At all of these stages, if you’ll recall back to the most recent gradiented & drop-shadowed UX process diagram you saw, there are cyclical arrows back to earlier steps; i.e. revisiting the why question and checking in with stakeholders to make sure things are still on track. That happens here, and as fidelity increases through information architecture and wireframing, guiding that progression are the high-level principles established early on.
Step 5: Prototype
Say it with me: “Ehm-Vee-Pee.”
I subscribe to Lean UX’s philosophy of striving for a Minimum Viable Product as a means of assessing the value of a given effort’s direction. If users aren’t getting it, better to learn that sooner rather than later. To that end, it’s time to take those rectangles of various fidelity that we have digitized and start cobbing those puppies together to be interactive! InVision personally was a game-changer for this when it came on the scene, and I’m still a fan.
Oh yeah: and what most people think of as “design” happens in here somewhere, viz. making things like buttons and dropdowns in the design tool du jour.
Because it was a feature for an existing product, the RBAC Management case study I’ve been using already had an established design system (Material) to draw on, so we jumped from the wobbly grayscale lines of Balsamiq right up to near- pixel perfect mockups to then discuss and evaluate.
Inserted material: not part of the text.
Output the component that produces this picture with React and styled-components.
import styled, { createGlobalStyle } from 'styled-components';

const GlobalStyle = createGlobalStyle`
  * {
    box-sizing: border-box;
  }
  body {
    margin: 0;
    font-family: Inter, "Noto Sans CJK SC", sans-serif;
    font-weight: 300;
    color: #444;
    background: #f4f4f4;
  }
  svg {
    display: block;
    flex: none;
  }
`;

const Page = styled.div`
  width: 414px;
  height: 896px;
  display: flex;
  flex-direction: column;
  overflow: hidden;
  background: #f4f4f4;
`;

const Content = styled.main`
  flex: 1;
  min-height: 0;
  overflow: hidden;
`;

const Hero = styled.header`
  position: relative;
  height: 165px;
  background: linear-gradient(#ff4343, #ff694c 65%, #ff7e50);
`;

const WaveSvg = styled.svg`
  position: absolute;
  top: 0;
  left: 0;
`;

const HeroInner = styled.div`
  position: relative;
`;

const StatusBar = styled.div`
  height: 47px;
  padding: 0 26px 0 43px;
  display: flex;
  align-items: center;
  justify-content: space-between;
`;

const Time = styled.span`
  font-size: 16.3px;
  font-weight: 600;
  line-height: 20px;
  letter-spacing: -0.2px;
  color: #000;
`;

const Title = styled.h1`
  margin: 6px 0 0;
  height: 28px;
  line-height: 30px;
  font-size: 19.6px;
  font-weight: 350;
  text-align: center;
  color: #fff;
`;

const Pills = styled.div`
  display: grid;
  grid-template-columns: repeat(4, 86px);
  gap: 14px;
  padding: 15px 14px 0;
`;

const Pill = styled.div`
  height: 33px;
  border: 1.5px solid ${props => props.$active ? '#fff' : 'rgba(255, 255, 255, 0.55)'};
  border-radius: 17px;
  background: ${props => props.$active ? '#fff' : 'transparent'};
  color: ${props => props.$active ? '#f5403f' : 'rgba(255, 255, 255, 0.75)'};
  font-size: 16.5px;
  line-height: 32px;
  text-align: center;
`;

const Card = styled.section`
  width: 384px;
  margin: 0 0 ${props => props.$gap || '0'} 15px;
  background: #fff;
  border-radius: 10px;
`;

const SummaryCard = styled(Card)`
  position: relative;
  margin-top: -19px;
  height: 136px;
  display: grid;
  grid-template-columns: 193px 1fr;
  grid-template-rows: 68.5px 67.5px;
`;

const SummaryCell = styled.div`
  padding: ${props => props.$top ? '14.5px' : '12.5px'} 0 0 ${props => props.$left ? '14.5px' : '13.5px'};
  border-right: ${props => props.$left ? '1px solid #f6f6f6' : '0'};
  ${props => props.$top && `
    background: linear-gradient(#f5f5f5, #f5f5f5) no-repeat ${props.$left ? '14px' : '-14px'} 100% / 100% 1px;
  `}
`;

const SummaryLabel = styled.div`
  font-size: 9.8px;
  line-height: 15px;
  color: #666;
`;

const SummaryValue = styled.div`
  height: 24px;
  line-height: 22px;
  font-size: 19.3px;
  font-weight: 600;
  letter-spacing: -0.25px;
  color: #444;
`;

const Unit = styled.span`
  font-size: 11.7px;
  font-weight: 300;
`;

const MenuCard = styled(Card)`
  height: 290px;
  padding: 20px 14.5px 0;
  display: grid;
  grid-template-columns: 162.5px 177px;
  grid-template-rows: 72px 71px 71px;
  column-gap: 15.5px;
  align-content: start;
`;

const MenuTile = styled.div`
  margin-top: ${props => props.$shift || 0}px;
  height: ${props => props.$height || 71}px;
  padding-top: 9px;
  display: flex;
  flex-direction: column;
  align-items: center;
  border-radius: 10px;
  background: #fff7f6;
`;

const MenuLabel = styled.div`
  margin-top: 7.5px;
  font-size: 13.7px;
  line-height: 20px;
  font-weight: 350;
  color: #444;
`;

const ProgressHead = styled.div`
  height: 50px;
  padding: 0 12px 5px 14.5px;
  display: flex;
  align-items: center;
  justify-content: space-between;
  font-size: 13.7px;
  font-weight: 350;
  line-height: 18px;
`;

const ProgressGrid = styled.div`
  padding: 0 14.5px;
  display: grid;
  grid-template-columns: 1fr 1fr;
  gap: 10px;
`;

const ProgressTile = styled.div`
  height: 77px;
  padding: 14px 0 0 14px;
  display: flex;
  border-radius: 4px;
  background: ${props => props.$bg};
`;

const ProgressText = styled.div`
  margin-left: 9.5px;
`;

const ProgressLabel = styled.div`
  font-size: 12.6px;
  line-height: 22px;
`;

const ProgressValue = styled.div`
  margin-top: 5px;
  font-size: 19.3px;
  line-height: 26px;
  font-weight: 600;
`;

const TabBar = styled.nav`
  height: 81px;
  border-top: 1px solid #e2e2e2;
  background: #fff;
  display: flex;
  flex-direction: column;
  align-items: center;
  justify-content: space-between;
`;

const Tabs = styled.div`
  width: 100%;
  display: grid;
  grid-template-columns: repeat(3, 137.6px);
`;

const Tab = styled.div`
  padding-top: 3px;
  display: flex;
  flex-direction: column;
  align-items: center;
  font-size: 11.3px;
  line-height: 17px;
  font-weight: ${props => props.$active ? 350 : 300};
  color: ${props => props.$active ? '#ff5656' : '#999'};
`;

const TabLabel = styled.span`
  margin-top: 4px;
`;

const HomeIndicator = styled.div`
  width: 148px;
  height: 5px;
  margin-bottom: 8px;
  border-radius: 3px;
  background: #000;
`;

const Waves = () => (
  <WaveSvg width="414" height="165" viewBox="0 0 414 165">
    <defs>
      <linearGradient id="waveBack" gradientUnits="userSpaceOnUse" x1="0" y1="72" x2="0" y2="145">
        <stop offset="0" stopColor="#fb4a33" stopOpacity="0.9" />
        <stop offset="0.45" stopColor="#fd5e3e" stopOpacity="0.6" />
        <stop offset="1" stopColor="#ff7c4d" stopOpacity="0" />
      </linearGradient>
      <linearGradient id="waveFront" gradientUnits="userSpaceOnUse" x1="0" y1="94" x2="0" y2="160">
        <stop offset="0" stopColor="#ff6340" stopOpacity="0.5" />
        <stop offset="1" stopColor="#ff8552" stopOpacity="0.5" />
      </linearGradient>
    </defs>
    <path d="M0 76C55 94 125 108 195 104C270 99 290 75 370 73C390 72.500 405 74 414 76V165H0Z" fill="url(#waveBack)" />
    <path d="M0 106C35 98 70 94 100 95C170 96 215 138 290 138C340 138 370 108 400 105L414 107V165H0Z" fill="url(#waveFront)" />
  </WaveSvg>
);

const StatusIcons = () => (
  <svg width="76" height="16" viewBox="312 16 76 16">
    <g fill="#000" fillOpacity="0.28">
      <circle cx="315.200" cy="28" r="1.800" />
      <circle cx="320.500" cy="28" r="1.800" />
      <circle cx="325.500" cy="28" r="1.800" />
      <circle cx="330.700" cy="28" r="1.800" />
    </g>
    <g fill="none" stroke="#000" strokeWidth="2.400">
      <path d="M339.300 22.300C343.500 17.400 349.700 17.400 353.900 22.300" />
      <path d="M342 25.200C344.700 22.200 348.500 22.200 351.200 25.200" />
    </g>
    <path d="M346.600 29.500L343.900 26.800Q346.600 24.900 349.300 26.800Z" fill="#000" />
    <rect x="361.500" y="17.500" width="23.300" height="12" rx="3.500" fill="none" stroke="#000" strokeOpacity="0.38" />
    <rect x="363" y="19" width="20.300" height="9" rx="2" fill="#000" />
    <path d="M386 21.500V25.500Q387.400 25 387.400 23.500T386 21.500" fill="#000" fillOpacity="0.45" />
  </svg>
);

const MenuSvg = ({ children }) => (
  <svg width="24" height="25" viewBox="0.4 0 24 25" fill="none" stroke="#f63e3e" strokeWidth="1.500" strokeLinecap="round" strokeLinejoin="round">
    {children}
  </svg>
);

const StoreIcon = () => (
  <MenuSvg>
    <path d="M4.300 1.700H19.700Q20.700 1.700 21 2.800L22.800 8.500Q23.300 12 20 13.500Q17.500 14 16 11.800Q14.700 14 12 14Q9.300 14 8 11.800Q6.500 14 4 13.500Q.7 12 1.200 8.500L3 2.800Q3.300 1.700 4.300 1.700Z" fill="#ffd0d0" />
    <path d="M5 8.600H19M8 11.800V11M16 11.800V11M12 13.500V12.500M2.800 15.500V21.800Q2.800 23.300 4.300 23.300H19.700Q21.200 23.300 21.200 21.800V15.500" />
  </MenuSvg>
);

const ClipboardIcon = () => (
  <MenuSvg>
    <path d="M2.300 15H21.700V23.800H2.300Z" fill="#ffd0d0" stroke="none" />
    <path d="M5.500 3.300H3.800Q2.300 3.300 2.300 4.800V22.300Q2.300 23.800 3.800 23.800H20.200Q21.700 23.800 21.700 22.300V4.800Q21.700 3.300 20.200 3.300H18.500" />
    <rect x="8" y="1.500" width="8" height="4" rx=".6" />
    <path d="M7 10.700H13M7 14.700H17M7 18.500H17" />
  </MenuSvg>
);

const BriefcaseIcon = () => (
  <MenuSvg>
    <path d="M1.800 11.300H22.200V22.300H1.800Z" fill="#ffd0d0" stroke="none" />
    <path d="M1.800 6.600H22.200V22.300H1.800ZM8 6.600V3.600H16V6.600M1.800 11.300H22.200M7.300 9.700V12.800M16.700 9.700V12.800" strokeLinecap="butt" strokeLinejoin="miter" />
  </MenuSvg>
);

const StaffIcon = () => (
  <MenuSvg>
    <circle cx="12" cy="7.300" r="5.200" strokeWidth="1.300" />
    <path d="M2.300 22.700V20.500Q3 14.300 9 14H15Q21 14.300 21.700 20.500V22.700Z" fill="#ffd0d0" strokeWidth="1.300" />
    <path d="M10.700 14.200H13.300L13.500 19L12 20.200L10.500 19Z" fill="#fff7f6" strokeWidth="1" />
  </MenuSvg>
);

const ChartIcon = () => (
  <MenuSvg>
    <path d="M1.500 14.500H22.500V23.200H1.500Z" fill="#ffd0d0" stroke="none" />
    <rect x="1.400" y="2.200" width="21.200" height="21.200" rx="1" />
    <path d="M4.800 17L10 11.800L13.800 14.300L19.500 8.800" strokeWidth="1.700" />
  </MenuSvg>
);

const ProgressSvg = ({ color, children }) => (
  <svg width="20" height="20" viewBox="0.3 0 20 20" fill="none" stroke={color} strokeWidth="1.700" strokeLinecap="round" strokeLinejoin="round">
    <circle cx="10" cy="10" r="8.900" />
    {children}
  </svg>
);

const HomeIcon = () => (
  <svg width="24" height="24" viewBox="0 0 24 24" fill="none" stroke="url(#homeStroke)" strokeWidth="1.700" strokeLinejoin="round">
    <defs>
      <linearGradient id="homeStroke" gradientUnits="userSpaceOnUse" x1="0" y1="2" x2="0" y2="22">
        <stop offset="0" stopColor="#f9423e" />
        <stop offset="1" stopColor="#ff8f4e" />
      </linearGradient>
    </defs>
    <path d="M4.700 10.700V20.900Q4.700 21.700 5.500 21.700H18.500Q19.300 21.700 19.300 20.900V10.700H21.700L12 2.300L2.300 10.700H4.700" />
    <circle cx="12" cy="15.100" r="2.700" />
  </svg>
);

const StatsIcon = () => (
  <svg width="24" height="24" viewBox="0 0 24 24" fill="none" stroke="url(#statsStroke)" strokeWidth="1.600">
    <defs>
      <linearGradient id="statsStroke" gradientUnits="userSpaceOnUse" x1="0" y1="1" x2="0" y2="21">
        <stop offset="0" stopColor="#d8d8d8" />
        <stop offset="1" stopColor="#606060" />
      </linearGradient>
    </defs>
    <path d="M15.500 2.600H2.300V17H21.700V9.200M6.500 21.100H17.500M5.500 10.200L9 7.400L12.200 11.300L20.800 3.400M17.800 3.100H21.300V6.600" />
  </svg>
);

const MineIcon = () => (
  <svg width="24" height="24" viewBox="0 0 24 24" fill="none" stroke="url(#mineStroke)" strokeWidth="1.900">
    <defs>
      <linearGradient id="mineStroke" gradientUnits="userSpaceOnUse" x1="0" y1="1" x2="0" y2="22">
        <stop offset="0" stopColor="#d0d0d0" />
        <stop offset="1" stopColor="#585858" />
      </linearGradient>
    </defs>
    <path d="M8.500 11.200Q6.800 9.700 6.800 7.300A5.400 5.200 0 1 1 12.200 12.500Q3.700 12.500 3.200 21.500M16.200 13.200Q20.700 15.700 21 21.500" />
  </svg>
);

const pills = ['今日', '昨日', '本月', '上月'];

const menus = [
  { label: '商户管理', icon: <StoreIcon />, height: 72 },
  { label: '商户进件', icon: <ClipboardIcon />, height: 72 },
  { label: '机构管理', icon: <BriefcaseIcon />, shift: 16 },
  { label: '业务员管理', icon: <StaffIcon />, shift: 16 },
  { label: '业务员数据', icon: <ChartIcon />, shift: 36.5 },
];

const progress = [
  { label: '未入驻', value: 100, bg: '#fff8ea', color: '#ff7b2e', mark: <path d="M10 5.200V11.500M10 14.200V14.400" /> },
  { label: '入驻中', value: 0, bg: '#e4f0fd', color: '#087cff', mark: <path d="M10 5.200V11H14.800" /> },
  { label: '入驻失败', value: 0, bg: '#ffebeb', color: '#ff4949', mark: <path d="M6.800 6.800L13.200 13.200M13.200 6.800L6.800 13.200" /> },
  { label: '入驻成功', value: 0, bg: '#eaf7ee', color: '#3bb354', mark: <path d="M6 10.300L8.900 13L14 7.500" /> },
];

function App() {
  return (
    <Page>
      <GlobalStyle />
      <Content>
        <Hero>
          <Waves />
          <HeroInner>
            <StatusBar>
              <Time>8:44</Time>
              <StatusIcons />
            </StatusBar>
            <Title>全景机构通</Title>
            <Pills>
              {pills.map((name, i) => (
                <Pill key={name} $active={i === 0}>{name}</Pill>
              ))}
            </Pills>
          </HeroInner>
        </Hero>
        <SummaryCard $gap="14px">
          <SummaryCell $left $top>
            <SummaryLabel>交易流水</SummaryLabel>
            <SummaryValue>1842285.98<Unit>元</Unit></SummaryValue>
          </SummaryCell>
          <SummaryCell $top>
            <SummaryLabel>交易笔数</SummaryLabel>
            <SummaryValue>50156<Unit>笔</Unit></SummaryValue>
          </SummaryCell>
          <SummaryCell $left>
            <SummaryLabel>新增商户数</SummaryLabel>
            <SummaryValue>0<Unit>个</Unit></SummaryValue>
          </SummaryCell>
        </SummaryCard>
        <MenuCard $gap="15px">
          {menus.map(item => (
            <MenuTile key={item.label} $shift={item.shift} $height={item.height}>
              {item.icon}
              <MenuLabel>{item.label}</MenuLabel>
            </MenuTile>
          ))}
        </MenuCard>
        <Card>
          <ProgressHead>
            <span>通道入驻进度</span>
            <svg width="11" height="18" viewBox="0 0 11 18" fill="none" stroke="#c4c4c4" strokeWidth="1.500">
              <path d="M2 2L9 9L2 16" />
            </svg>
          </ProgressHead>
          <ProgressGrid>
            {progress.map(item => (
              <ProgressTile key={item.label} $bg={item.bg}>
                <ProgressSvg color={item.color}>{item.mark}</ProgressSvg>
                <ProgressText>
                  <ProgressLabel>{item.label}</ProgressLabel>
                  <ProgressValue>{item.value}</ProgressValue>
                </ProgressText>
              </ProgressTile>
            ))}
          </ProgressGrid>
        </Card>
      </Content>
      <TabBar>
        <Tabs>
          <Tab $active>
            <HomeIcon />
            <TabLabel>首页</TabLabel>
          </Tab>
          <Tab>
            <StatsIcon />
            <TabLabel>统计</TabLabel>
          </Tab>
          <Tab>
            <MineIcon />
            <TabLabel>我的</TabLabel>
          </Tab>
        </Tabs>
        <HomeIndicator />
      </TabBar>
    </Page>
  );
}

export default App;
I try to make what I’m putting together in InVision as close in semblance to the final result as possible. The RBAC Management prototype comprised 19 screens, allowing usability testers to click through user flows and note troublesome points in the journey.
Iteration is one of those project aspects that varies widely by how much time is available. At each step of prototyping I’m soliciting feedback and revising artifacts accordingly. If everything goes as planned, each cycle of creation / feedback moves us closer toward satisfying the key performance indicators identified early in the project. For Dashboard design work, Slack is one of my first stops for sending out prototypes for feedback. Kubernetes is one of the most active open source projects on the planet, so getting free, qualified, testers isn’t usually an issue.
Step 6: Ship
All the previous steps culminate in shipping. Seth Godin points out in his talk “Quieting the Lizard Brain” that our job as makers is not to come up with lots of great ideas – that’s pretty easy; it’s instead to execute and ship those ideas. The most pristine comps in the whole world are worthless if they’re not done in time to be implemented for the next critical release. Though arguably I on occasion take my predilection to self-discipline too far in some areas of my life, it serves me well in having a track record as someone who ships.
As Google’s Principal Designer Nicholas Jitkoff wrote in the blog post announcing Material.io, “Design is never done,” and of course my work doesn’t end when I send my deliverables to the project’s developer(s). As long as I’m a part of the team responsible for the product, I’m continually reevaluating solutions and striving to improve our users’ experience. That means dipping back into any and all of the previous steps, questioning why decisions were made, and accepting a certain level of inherent ambiguity in creating products that solve complex problems.